> **Requirement**:
Determine how many lines contain the string "styles". Reply with that figure and nothing else.

> **Material**:
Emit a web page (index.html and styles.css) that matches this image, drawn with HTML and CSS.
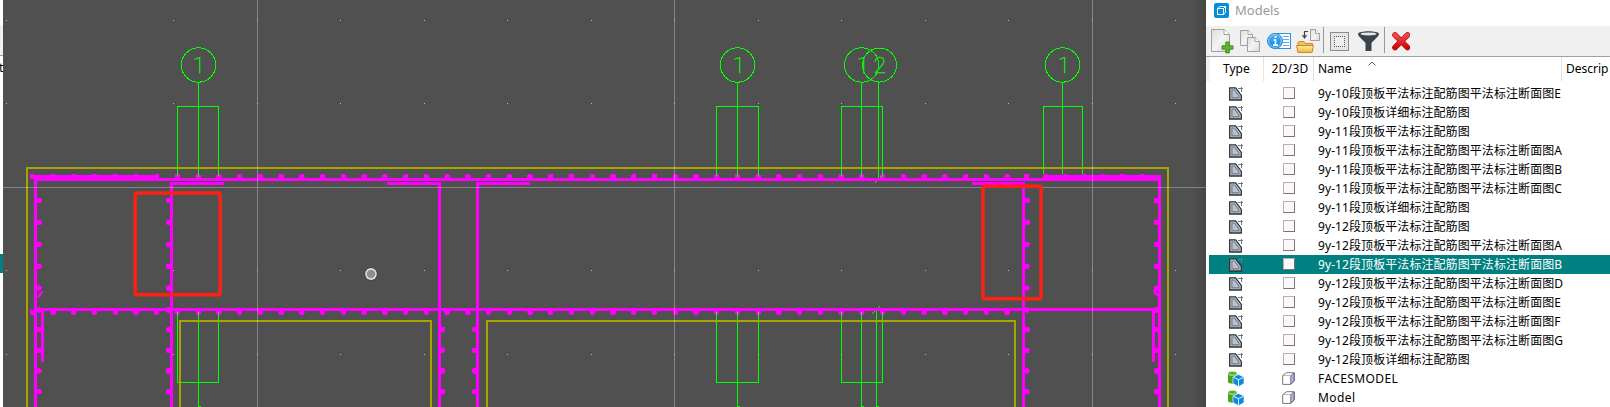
FILE: index.html
```html
<!DOCTYPE html>
<html lang="zh-CN">
<head>
<meta charset="utf-8">
<title>Models</title>
<link rel="stylesheet" href="styles.css">
</head>
<body>
<svg class="defs" width="0" height="0">
  <defs>
    <linearGradient id="paper" x1="0" y1="0" x2="1" y2="1"><stop offset="0" stop-color="#dcdcdc"/><stop offset=".5" stop-color="#f4f4f4"/><stop offset="1" stop-color="#d8d8d8"/></linearGradient>
    <linearGradient id="gold" x1="0" y1="0" x2="0" y2="1"><stop offset="0" stop-color="#ffe9a0"/><stop offset="1" stop-color="#f0b840"/></linearGradient>
    <linearGradient id="blue" x1="0" y1="0" x2="0" y2="1"><stop offset="0" stop-color="#4db4f4"/><stop offset="1" stop-color="#0a84d8"/></linearGradient>
    <linearGradient id="red" x1="0" y1="0" x2="0" y2="1"><stop offset="0" stop-color="#f04a4a"/><stop offset="1" stop-color="#cc0a0a"/></linearGradient>
    <symbol id="sheet" viewBox="0 0 15 14">
      <path d="M.7.8H6.600L12.300 8.400V13H.7Z" fill="#c9cfd6" stroke="#2d3238" stroke-width="1.300"/>
      <path d="M2.900 3H5.500L10 9V10.900H2.900Z" fill="#b9c2cc" stroke="#6c7986" stroke-width="1.100"/>
      <path d="M9 1.500H14M12.500 0V5" fill="none" stroke="#66788a" stroke-width="1"/>
    </symbol>
    <symbol id="solid" viewBox="0 0 16 16">
      <path d="M0 2.500V11C0 13.200 9 13.200 9 11V2.500Z" fill="#4aa51c"/>
      <ellipse cx="4.500" cy="2.300" rx="4.500" ry="2" fill="#55b322" stroke="#dff2d4" stroke-width=".8"/>
      <path d="M10.500 3.500 16 6V12.500L10.500 15.700 5 12.500V6Z" fill="#078be0" stroke="#e8f6ff" stroke-width=".7"/>
      <path d="M5.500 6.300 10.500 8.700 15.500 6.300M10.500 8.700V15.500" fill="none" stroke="#e8f6ff" stroke-width="1"/>
    </symbol>
    <symbol id="cube" viewBox="0 0 13 13">
      <path d="M.7 3.500 4.500.7H12.300V9L8.800 12.400H.7Z" fill="#fff" stroke="#777" stroke-width="1"/>
      <path d="M8.800 3.500 12 1V9L8.800 12Z" fill="#b5b5ea" stroke="#555577" stroke-width=".8"/>
      <path d="M.7 3.500H8.800" stroke="#aaa" stroke-width=".8"/>
    </symbol>
  </defs>
</svg>
<div class="app">
  <div class="edge">
    <div class="edge-bar"></div>
    <div class="edge-head">t</div>
    <div class="edge-selected"></div>
  </div>

  <main class="viewport">
    <svg class="drawing" viewBox="3 0 1203 407" width="1203" height="407" shape-rendering="crispEdges">
      <!-- reinforcement bars -->
      <g class="steel">
        <path class="bar" d="M34 175H159V178H1043V175H1161V407H1158V181H37V407H34Z"/>
        <path class="bar" d="M170 182H224V185H173V407H170ZM387 182H441V407H438V185H387ZM476 182H530V185H479V407H476ZM972 182H1025V407H1022V185H972Z"/>
        <path class="bar" d="M42 308H1155V362H1152V311H44V362H41V308Z"/>
        <path class="dots horizontal" d="M32.300 176.500H1010"/>
        <path class="dots horizontal" d="M32.300 312.300H1010"/>
        <path class="dots end" d="M1026.500 176.500H1150"/>
        <path class="dots upper" d="M39 200.500V312M168.700 200.500V312M1027 200.500V312M1156.500 200.500V312"/>
        <path class="dots lower" d="M39 329.400V407M168.700 329.400V407M442.500 329.400V407M474.700 329.400V407M1027 329.400V407M1156.500 329.400V407"/>
        <path class="tick" d="M38 297.500 42.500 291.500M1153.500 290.500 1158.500 296.500M168 179.500H171"/>
      </g>
      <!-- section markers -->
      <g class="section">
        <path d="M198.500 82V177M177.500 176V106.500H218.500V176M177.500 312V382.500H218.500V312M198.500 312V406.500H201"/>
        <path d="M737.500 82V177M716.500 176V106.500H758.500V176M716.500 312V382.500H758.500V312M737.500 312V406.500H740"/>
        <path d="M861.500 82V177M841.500 176V106.500H882.500V176M841.500 312V382.500H882.500V312M861.500 312V406.500H864M878.500 82V178M876.500 311V406.500H879"/>
        <path d="M1062.500 82V174M1043.500 174V106.500H1082.500V174"/>
        <path d="M875 183 877 181M880 178 882 176M872 314 875 311M878 308 880 306"/>
        <circle cx="198.500" cy="65" r="17.200"/><circle cx="737.500" cy="65" r="17.200"/><circle cx="861.700" cy="65" r="17.200"/><circle cx="879.500" cy="65" r="17"/><circle cx="1062.500" cy="65" r="17.200"/>
      </g>
      <g class="labels">
        <text x="199" y="73">1</text><text x="739" y="73">1</text><text x="863" y="73">1</text><text x="880" y="73">2</text><text x="1064" y="73">1</text>
      </g>
      <!-- concrete outline -->
      <path class="concrete" d="M27 407V168H1168V407M180 407V321H431V407M487 407V321H1015V407"/>
      <!-- reference grid -->
      <path class="grid" d="M257.500 0V407M674.500 0V407M1092.500 0V407M3 187.500H1206"/>
      <g class="points">
        <path d="M6 20.500H1190M6 103.500H1190M6 270.500H1190M6 354.500H1190"/>
      </g>
      <g class="highlight">
        <rect x="135.200" y="193" width="85" height="101.700" rx="2"/>
        <rect x="983" y="186.200" width="58" height="112.600" rx="2"/>
      </g>
      <g class="cursor">
        <circle cx="371" cy="274" r="6.500" fill="#333"/><circle cx="371" cy="274" r="5.900" fill="#e2e2e2"/><circle cx="371" cy="274" r="4.300" fill="#8e8e8e"/>
      </g>
    </svg>
  </main>

  <aside class="panel">
    <header class="title">
      <svg width="15" height="15" viewBox="0 0 15 15"><rect width="15" height="15" rx="2" fill="#078be0"/><path d="M3.500 5.500H9.500V11.500H3.500ZM3.500 5.500 5.700 3.500H11.500V9.500L9.500 11.500M9.500 5.500 11.500 3.500" fill="none" stroke="#fff" stroke-width="1"/></svg>
      <span>Models</span>
    </header>
    <div class="toolbar">
      <svg width="204" height="30" viewBox="1206 26 204 30">
        <path d="M1211.500 29.500H1224L1229.500 34.500V51.500H1211.500Z" fill="url(#paper)" stroke="#a0a0a0"/><path d="M1224 29.500V34.500H1229.500" fill="#fff" stroke="#a0a0a0"/>
        <path d="M1225.800 42H1229.200V45.800H1233V49.200H1229.200V53H1225.800V49.200H1222V45.800H1225.800Z" fill="#5db82c" stroke="#34800f" stroke-width=".8"/>
        <path d="M1240.500 30.500H1248L1252.500 34.500V45.500H1240.500Z" fill="url(#paper)" stroke="#a0a0a0"/><path d="M1248 30.500V34.500H1252.500" fill="#fff" stroke="#a0a0a0"/>
        <path d="M1247.500 37.500H1255L1259.500 41.500V51.500H1247.500Z" fill="url(#paper)" stroke="#a0a0a0"/><path d="M1255 37.500V41.500H1259.500" fill="#fff" stroke="#a0a0a0"/>
        <rect x="1277.500" y="33.500" width="13" height="15" fill="#fff" stroke="#2196e3"/><path d="M1283 36.500H1289M1283 39.500H1289M1283 42.500H1289M1283 45.500H1289" stroke="#58aeea"/>
        <circle cx="1275" cy="41" r="7.500" fill="url(#blue)" stroke="#1c8bdc"/><circle cx="1275" cy="41" r="6.300" fill="none" stroke="#b8e0fa" stroke-width=".8"/>
        <path d="M1275.500 36V38M1273.500 40H1275.500V45M1273 45.200H1278" fill="none" stroke="#fff" stroke-width="1.700"/>
        <path d="M1310.500 29.500H1315.500L1319.500 33.500V40.500H1310.500Z" fill="url(#paper)" stroke="#a0a0a0"/><path d="M1315.500 29.500V33.500H1319.500" fill="#fff" stroke="#a0a0a0"/>
        <path d="M1308 31.500H1304.500V37M1302.500 35 1304.500 38 1306.500 35" fill="none" stroke="#444" stroke-width="1.200"/>
        <path d="M1298 51.500V42.500L1299 41.500H1304L1305.500 43.500H1312.500V51.500Z" fill="#f2c35c" stroke="#c98b22"/>
        <path d="M1296.500 45.500H1313.500L1312 52.500H1298Z" fill="url(#gold)" stroke="#c98b22"/>
        <path d="M1323.500 27V53M1384.500 27V53" stroke="#999"/>
        <rect x="1330.500" y="32.500" width="18" height="18" fill="#e5e5e5" stroke="#8c8c8c"/><rect x="1334" y="36" width="11" height="11" fill="#eee"/><path d="M1334 36.500H1345M1334 46.500H1345M1334.500 36V47M1344.500 36V47" stroke="#555" stroke-dasharray="1 1" fill="none"/>
        <path d="M1358 34C1358 30.400 1379 30.400 1379 34C1379 36 1375 39 1371.500 43V51H1365.500V43C1362 39 1358 36 1358 34Z" fill="#3a444d"/><ellipse cx="1368.500" cy="33.900" rx="8" ry="1.500" fill="#e5e8ea"/>
        <path d="M1395 35 1407.500 47.500M1407.500 35 1395 47.500" stroke="#b80c0c" stroke-width="5.600" stroke-linecap="round"/><path d="M1395 35 1407.500 47.500M1407.500 35 1395 47.500" stroke="url(#red)" stroke-width="4.400" stroke-linecap="round"/>
      </svg>
    </div>
    <div class="columns">
      <span class="type">Type</span><span class="dim">2D/3D</span>
      <span class="name">Name<svg class="sort" width="8" height="5" viewBox="0 0 8 5"><path d="M.5 4.500 4 1 7.500 4.500" fill="none" stroke="#555"/></svg></span>
      <span class="desc">Descrip</span>
    </div>
    <div class="list">
      <div class="row"><svg class="sheet"><use href="#sheet"/></svg><i class="box"></i><span>9y-10段顶板平法标注配筋图平法标注断面图E</span></div>
      <div class="row"><svg class="sheet"><use href="#sheet"/></svg><i class="box"></i><span>9y-10段顶板详细标注配筋图</span></div>
      <div class="row"><svg class="sheet"><use href="#sheet"/></svg><i class="box"></i><span>9y-11段顶板平法标注配筋图</span></div>
      <div class="row"><svg class="sheet"><use href="#sheet"/></svg><i class="box"></i><span>9y-11段顶板平法标注配筋图平法标注断面图A</span></div>
      <div class="row"><svg class="sheet"><use href="#sheet"/></svg><i class="box"></i><span>9y-11段顶板平法标注配筋图平法标注断面图B</span></div>
      <div class="row"><svg class="sheet"><use href="#sheet"/></svg><i class="box"></i><span>9y-11段顶板平法标注配筋图平法标注断面图C</span></div>
      <div class="row"><svg class="sheet"><use href="#sheet"/></svg><i class="box"></i><span>9y-11段顶板详细标注配筋图</span></div>
      <div class="row"><svg class="sheet"><use href="#sheet"/></svg><i class="box"></i><span>9y-12段顶板平法标注配筋图</span></div>
      <div class="row"><svg class="sheet"><use href="#sheet"/></svg><i class="box"></i><span>9y-12段顶板平法标注配筋图平法标注断面图A</span></div>
      <div class="row selected"><svg class="sheet"><use href="#sheet"/></svg><i class="box"></i><span>9y-12段顶板平法标注配筋图平法标注断面图B</span></div>
      <div class="row"><svg class="sheet"><use href="#sheet"/></svg><i class="box"></i><span>9y-12段顶板平法标注配筋图平法标注断面图D</span></div>
      <div class="row"><svg class="sheet"><use href="#sheet"/></svg><i class="box"></i><span>9y-12段顶板平法标注配筋图平法标注断面图E</span></div>
      <div class="row"><svg class="sheet"><use href="#sheet"/></svg><i class="box"></i><span>9y-12段顶板平法标注配筋图平法标注断面图F</span></div>
      <div class="row"><svg class="sheet"><use href="#sheet"/></svg><i class="box"></i><span>9y-12段顶板平法标注配筋图平法标注断面图G</span></div>
      <div class="row"><svg class="sheet"><use href="#sheet"/></svg><i class="box"></i><span>9y-12段顶板详细标注配筋图</span></div>
      <div class="row model"><svg class="solid"><use href="#solid"/></svg><svg class="cube"><use href="#cube"/></svg><span>FACESMODEL</span></div>
      <div class="row model"><svg class="solid"><use href="#solid"/></svg><svg class="cube"><use href="#cube"/></svg><span>Model</span></div>
    </div>
  </aside>
</div>
</body>
</html>
```

FILE: styles.css
```css
* { box-sizing: border-box; }
body { margin: 0; overflow: hidden; background: #fff; font: 12px/19px "Noto Sans", "Noto Sans CJK SC", sans-serif; color: #000; }
svg { display: block; }
.defs { position: absolute; }
.app { display: grid; grid-template-columns: 3px 1203px 404px; height: 407px; overflow: hidden; }

.edge { overflow: hidden; padding-top: 25px; }
.edge-bar { height: 31px; background: #f0f0f0; border-bottom: 1px solid #a0a0a0; }
.edge-head { height: 198px; padding-top: 2px; text-indent: -1px; }
.edge-selected { height: 19px; background: #008080; }

.viewport { background: linear-gradient(to right, #505050 1190px, #464646 1203px); }
.bar { fill: #f0f; }
.dots { fill: none; stroke: #f0f; stroke-width: 5.4; stroke-linecap: round; }
.horizontal { stroke-dasharray: 0 20.74; }
.end { stroke-dasharray: 0 19.2; }
.upper { stroke-dasharray: 0 21.9; }
.lower { stroke-dasharray: 0 20.8; }
.tick { fill: none; stroke: #f0f; stroke-width: 2.4; }
.section { fill: none; stroke: #0f0; stroke-width: 1; }
.labels { fill: #0f0; stroke: #0f0; stroke-width: .3; font: 100 22.5px Roboto, sans-serif; text-anchor: middle; }
.concrete { fill: none; stroke: #a8a400; stroke-width: 2; }
.grid { fill: none; stroke: #fff; stroke-opacity: .3; }
.points { fill: none; stroke: #bbb; stroke-dasharray: 1 82.5; }
.highlight { fill: none; stroke: #ff2012; stroke-width: 3.4; shape-rendering: auto; }
.cursor { shape-rendering: auto; }

.panel { background: #fff; overflow: hidden; }
.title { display: flex; gap: 6px; height: 26px; padding: 3px 0 0 8px; color: #999; font-size: 13px; line-height: 15px; }
.toolbar { height: 31px; background: #f0f0f0; border-bottom: 1px solid #a0a0a0; }
.columns { display: grid; grid-template-columns: 54px 50px 248px 48px; height: 24px; border-left: 4px solid #f0f0f0; line-height: 23px; }
.columns span { border-right: 1px solid #e2e2e2; white-space: nowrap; }
.columns .type { padding-left: 13px; }
.columns .dim { padding-left: 3px; text-align: center; letter-spacing: .3px; }
.columns .name { display: flex; padding-left: 4px; }
.sort { margin: 4px 0 0 16px; }
.columns .desc { padding-left: 4px; border-right: 0; }
.list { margin: 3px 0 0 3px; }
.row { display: grid; grid-template-columns: 73px 36px 1fr; height: 19px; align-items: center; white-space: nowrap; letter-spacing: .08px; }
.row > :first-child { margin-left: 20px; }
.row > :nth-child(2) { justify-self: start; }
.model { letter-spacing: .4px; }
.selected { background: #008080; color: #fff; }
.sheet { width: 15px; height: 14px; }
.row > .solid { width: 16px; height: 16px; margin-left: 19px; }
.cube { width: 13px; height: 13px; }
.box { width: 12px; height: 12px; margin: 0 0 2px 1px; background: #fdf7fb; border: 1px solid #b5b0b5; border-right-color: #777; border-bottom-color: #777; }
```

> **Answer to the problem**:
3